Third, the game could do a better job of telling a group why they failed so that so much blame doesn’t fall at the feet of the healer. We talk a lot about not standing in fires, but equally important is the number of bosses that spawn in adds that must be gathered up and/or burned down quickly, or in some cases ignored. We’re also asking a lot of DPS or tanks in those situations, but that information isn’t always conveyed well except through trial and error.

In Conclusion

We do understand that some healers are frustrated and giving up. That is sad and unfortunate. But the degree to which it’s happening, at least at this point in time, is vastly overstated on the forums. We also know that plenty of players like the changes and find healing more enjoyable now. Both sides need to spend a little less effort trying to drown out the other side claiming that everyone they know — and by extension, “the majority of players” — agree with their point. You shouldn’t need to invoke a silent majority if you can make an articulate and salient point.
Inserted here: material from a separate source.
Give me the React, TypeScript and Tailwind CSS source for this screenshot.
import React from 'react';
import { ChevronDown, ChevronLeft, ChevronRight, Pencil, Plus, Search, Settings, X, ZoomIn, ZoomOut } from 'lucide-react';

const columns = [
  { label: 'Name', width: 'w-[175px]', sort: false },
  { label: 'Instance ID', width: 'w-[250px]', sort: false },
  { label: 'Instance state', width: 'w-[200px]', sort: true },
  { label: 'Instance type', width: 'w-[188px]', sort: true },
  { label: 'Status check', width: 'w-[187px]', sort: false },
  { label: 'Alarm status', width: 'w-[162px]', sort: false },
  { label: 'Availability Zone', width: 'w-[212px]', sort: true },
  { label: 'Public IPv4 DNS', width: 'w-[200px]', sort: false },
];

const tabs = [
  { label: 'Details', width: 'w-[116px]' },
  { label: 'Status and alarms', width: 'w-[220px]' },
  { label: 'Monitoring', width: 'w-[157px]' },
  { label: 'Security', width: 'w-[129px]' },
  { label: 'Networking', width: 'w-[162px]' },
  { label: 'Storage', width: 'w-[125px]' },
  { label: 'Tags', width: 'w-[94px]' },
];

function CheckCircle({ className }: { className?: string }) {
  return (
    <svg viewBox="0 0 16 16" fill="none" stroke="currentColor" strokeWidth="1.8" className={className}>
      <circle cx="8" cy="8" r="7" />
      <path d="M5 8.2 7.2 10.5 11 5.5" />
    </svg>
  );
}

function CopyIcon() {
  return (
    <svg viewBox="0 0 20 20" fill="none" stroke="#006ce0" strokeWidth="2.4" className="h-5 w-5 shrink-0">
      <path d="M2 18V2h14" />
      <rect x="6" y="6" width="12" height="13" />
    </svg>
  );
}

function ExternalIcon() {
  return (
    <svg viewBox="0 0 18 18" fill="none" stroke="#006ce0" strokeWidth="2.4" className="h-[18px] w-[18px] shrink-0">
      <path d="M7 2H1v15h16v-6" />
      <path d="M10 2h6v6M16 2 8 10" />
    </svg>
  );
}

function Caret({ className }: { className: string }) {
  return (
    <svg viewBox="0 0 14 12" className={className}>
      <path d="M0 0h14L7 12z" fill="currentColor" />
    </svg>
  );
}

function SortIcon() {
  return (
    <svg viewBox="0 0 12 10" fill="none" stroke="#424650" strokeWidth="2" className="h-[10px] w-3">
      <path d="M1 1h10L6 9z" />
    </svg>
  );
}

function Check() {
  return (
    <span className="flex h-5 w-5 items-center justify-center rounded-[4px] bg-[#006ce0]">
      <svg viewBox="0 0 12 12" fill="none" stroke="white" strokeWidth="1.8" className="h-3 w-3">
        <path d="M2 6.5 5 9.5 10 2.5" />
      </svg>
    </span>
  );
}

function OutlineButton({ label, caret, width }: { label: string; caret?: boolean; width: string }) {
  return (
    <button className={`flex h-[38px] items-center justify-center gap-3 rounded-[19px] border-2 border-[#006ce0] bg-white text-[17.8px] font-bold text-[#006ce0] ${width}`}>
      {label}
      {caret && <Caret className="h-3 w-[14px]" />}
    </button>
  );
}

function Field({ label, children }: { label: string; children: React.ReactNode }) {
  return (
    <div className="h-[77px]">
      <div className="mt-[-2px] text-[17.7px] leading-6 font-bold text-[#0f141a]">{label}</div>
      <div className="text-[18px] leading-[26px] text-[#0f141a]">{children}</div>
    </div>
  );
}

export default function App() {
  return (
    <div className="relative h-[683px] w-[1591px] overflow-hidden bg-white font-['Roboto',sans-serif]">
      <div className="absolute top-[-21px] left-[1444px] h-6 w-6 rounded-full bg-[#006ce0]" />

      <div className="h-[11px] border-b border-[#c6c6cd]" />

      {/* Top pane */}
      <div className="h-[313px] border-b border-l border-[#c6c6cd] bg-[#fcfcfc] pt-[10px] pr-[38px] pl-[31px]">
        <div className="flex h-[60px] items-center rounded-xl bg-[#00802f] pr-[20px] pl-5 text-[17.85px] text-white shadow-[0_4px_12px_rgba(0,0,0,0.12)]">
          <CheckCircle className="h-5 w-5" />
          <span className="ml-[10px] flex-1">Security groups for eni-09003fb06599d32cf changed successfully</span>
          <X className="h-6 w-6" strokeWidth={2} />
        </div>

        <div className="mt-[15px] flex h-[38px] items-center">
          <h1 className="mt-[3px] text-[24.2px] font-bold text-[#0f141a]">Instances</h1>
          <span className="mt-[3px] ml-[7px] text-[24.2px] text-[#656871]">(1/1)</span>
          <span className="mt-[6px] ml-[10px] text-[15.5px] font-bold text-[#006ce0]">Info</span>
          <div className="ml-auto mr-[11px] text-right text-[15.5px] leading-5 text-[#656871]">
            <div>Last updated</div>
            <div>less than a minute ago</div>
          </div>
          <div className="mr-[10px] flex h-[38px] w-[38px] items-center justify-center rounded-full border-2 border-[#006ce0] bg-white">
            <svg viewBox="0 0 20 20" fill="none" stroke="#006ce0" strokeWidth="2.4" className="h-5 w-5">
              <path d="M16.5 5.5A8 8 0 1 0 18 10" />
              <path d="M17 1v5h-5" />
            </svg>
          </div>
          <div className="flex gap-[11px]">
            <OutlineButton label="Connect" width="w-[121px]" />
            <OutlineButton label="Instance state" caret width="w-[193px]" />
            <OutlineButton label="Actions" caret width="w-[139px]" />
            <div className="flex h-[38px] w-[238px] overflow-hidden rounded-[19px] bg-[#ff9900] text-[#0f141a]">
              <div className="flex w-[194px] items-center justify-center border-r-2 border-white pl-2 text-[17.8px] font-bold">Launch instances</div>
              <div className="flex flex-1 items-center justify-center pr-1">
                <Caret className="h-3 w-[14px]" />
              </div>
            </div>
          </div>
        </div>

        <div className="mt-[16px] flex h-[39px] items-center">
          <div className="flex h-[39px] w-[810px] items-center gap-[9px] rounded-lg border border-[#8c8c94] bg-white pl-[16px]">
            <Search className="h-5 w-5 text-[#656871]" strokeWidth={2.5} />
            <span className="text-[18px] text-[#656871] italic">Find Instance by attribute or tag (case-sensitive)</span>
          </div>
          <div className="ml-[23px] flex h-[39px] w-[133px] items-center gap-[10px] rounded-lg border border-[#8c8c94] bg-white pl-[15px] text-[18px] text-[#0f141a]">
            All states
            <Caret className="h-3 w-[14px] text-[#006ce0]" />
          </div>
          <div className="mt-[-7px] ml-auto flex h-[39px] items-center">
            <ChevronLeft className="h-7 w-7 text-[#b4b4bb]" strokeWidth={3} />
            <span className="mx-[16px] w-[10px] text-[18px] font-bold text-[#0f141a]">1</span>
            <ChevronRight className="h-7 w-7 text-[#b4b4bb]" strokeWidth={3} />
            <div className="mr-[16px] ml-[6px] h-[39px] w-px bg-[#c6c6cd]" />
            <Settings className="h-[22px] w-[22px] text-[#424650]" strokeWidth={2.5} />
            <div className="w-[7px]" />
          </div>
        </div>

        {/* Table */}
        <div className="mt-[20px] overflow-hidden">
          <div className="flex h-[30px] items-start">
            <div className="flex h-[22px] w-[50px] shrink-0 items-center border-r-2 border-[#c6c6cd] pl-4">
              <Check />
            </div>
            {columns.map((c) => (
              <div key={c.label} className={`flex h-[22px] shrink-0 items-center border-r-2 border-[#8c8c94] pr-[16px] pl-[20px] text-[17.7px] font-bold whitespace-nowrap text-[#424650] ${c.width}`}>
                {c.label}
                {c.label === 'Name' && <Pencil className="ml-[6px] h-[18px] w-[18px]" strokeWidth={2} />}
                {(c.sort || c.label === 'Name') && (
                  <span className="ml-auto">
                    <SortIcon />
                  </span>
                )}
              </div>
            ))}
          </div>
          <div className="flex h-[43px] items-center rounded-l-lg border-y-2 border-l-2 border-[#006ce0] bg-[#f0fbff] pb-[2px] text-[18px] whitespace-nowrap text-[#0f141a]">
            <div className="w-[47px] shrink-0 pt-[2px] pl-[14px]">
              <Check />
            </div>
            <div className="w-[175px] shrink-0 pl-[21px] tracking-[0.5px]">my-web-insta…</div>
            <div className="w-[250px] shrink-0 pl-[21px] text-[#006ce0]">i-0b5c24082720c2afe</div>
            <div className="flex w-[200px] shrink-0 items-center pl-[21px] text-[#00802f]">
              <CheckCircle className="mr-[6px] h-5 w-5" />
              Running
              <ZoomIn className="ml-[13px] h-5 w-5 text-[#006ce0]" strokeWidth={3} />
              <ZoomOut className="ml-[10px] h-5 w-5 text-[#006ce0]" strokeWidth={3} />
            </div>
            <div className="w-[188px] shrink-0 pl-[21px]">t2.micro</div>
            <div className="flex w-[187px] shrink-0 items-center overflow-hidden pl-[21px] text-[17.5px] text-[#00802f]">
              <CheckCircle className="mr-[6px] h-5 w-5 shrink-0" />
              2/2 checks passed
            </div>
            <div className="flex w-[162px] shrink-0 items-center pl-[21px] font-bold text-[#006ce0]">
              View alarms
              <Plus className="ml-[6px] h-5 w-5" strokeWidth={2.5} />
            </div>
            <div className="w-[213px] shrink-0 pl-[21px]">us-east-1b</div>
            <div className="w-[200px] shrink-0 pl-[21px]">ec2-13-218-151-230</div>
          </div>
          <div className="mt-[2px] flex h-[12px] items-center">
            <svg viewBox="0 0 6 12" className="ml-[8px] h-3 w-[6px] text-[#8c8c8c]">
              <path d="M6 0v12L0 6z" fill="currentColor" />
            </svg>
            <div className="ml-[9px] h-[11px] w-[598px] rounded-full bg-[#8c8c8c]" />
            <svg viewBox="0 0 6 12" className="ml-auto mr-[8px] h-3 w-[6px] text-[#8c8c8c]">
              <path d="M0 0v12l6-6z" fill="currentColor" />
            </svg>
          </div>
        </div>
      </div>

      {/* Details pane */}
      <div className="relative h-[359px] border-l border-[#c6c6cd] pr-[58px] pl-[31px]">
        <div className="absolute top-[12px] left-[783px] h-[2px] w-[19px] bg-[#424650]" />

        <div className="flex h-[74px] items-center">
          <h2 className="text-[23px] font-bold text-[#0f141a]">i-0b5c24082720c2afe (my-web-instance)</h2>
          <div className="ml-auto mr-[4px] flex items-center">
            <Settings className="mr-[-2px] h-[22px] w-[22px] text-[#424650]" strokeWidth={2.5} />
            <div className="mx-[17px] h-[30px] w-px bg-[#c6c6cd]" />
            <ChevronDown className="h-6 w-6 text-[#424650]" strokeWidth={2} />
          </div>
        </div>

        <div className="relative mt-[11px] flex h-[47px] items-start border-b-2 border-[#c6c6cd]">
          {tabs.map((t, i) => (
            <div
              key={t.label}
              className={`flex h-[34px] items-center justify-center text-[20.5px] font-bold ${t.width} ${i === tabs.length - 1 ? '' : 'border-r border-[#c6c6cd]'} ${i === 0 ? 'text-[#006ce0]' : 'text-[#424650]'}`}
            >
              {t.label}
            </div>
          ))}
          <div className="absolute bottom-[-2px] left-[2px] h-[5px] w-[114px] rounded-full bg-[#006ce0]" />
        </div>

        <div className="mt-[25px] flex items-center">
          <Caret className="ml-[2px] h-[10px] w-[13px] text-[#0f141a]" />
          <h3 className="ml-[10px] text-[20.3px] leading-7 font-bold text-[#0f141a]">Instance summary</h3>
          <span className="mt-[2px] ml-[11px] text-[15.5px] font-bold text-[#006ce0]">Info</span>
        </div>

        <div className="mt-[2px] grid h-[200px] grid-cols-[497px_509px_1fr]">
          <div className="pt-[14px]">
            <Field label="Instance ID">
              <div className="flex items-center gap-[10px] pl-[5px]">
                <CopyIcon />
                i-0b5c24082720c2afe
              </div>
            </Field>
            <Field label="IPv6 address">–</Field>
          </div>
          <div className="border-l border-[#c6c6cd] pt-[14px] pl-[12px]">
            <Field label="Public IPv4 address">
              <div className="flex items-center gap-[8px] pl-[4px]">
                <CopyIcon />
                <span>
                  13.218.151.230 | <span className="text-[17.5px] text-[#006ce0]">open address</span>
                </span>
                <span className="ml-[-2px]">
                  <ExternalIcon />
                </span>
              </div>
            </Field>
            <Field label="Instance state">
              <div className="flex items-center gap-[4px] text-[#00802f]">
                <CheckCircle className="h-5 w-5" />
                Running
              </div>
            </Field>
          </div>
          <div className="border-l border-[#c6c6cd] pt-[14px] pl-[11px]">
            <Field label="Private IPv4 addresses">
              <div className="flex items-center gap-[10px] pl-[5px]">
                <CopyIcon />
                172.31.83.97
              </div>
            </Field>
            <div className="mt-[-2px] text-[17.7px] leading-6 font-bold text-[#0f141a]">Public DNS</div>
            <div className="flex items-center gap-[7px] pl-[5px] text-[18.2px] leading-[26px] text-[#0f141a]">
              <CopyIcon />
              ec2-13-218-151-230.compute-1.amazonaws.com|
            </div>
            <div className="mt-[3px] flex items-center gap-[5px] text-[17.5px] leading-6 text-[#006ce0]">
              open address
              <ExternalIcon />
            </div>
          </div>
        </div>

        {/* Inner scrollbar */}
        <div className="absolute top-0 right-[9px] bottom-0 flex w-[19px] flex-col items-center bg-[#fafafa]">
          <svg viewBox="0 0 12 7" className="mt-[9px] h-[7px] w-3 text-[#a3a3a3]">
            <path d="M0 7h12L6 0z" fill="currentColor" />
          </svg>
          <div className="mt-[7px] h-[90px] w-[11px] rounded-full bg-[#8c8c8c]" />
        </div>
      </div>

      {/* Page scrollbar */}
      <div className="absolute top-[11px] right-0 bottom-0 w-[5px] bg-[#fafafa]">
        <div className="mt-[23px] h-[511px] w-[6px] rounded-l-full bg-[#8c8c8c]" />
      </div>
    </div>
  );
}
As always, we’re keeping an eye on things. There are a few bosses that seem responsible for more wipes than the others: Commander Springvale, Beauty, Altairus, and Admiral Ripsnarl perhaps. By the time you read this, you might have seen us implement Restoration druid buffs intended to keep them competitive in raids. We also just tend to nerf content over time because the original players hitting that content have moved on, so we want to open it up to a wider audience.

In any case, we want to ensure that everyone is having fun and enjoying their time with the game, and I hope that this post may serve to some as the „tare“ button that helps you zero in on the intended dungeon difficulty scale. For others, just know that we are actively reading feedback. For everyone offering constructive posts and points about their experience, we thank you.

Greg „Ghostcrawler“ Street is the lead systems designer on World of Warcraft. He has four dogs: three epic retrievers and one green terrier suitable for disenchanting.